Provided data
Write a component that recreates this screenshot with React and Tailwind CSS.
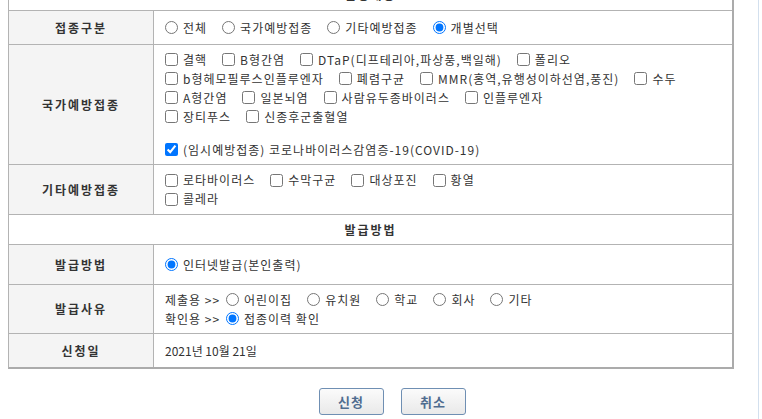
import React from "react";

const font = { fontFamily: '"Noto Sans CJK KR", "Liberation Sans", sans-serif' };

function Check({ label, checked }) {
  return (
    <label className="flex items-center whitespace-nowrap">
      <input type="checkbox" defaultChecked={checked} className="m-0 w-[13px] h-[13px]" />
      <span className="ml-[5px]">{label}</span>
    </label>
  );
}

function Radio({ label, name, checked }) {
  return (
    <label className="flex items-center whitespace-nowrap">
      <input type="radio" name={name} defaultChecked={checked} className="m-0 w-[13px] h-[13px]" />
      <span className="ml-[5px]">{label}</span>
    </label>
  );
}

function Row({ label, h, children, valueClass = "" }) {
  return (
    <div className={`flex border-t border-[#b3b3b3] ${h}`}>
      <div className="w-[145px] shrink-0 bg-[#f4f4f4] border-r border-[#b3b3b3] flex items-center justify-center font-bold text-[#333] tracking-[2px]">
        {label}
      </div>
      <div className={`flex-1 pl-[11px] ${valueClass}`}>{children}</div>
    </div>
  );
}

function Line({ children }) {
  return <div className="flex items-center gap-x-[15px] h-[19px]">{children}</div>;
}

export default function App() {
  return (
    <div
      className="w-[759px] h-[419px] overflow-hidden border-r border-[#d3e0ee] bg-white text-[12px] text-[#333] tracking-[1px]"
      style={font}
    >
      <div className="ml-[8px] w-[726px] -mt-[21px] border-l border-t border-r-2 border-b-2 border-[#ababab] border-l-[#b3b3b3]">
        <div className="h-[30px] flex items-center justify-center font-bold tracking-[2px]">신청내용</div>

        <Row label="접종구분" h="h-[34px]" valueClass="flex items-center gap-x-[15px]">
          <Radio name="kind" label="전체" />
          <Radio name="kind" label="국가예방접종" />
          <Radio name="kind" label="기타예방접종" />
          <Radio name="kind" label="개별선택" checked />
        </Row>

        <Row label="국가예방접종" h="h-[120px]" valueClass="pt-[5px]">
          <Line>
            <Check label="결핵" />
            <Check label="B형간염" />
            <Check label="DTaP(디프테리아,파상풍,백일해)" />
            <Check label="폴리오" />
          </Line>
          <Line>
            <Check label="b형헤모필루스인플루엔자" />
            <Check label="폐렴구균" />
            <Check label="MMR(홍역,유행성이하선염,풍진)" />
            <Check label="수두" />
          </Line>
          <Line>
            <Check label="A형간염" />
            <Check label="일본뇌염" />
            <Check label="사람유두종바이러스" />
            <Check label="인플루엔자" />
          </Line>
          <Line>
            <Check label="장티푸스" />
            <Check label="신종후군출혈열" />
          </Line>
          <div className="mt-[14px]">
            <Line>
              <Check label="(임시예방접종) 코로나바이러스감염증-19(COVID-19)" checked />
            </Line>
          </div>
        </Row>

        <Row label="기타예방접종" h="h-[50px]" valueClass="flex flex-col justify-center">
          <Line>
            <Check label="로타바이러스" />
            <Check label="수막구균" />
            <Check label="대상포진" />
            <Check label="황열" />
          </Line>
          <Line>
            <Check label="콜레라" />
          </Line>
        </Row>

        <div className="h-[30px] border-t border-[#b3b3b3] flex items-center justify-center font-bold tracking-[2px]">
          발급방법
        </div>

        <Row label="발급방법" h="h-[40px]" valueClass="flex items-center">
          <Radio name="method" label="인터넷발급(본인출력)" checked />
        </Row>

        <Row label="발급사유" h="h-[49px]" valueClass="flex flex-col justify-center">
          <div className="flex items-center h-[19px]">
            <span className="w-[61px]">제출용 &gt;&gt;</span>
            <div className="flex items-center gap-x-[15px]">
              <Radio name="reason" label="어린이집" />
              <Radio name="reason" label="유치원" />
              <Radio name="reason" label="학교" />
              <Radio name="reason" label="회사" />
              <Radio name="reason" label="기타" />
            </div>
          </div>
          <div className="flex items-center h-[19px]">
            <span className="w-[61px]">확인용 &gt;&gt;</span>
            <Radio name="reason" label="접종이력 확인" checked />
          </div>
        </Row>

        <Row label="신청일" h="h-[34px]" valueClass="flex items-center tracking-normal">
          2021년 10월 21일
        </Row>
      </div>

      <div className="flex justify-center gap-x-[17px] pl-[26px] mt-[19px]">
        <button className="w-[65px] h-[27px] rounded-[3px] border border-[#6f8fb3] bg-gradient-to-b from-[#fbfbfb] to-[#e9e9e9] font-bold text-[13px] text-[#4f6c8f] tracking-[1px]">
          신청
        </button>
        <button className="w-[65px] h-[27px] rounded-[3px] border border-[#6f8fb3] bg-gradient-to-b from-[#fbfbfb] to-[#e9e9e9] font-bold text-[13px] text-[#4f6c8f] tracking-[1px]">
          취소
        </button>
      </div>
    </div>
  );
}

What this task involves
Copy every line of the listing that includes the string "React".

Correct response
Write a component that recreates this screenshot with React and Tailwind CSS.
import React from "react";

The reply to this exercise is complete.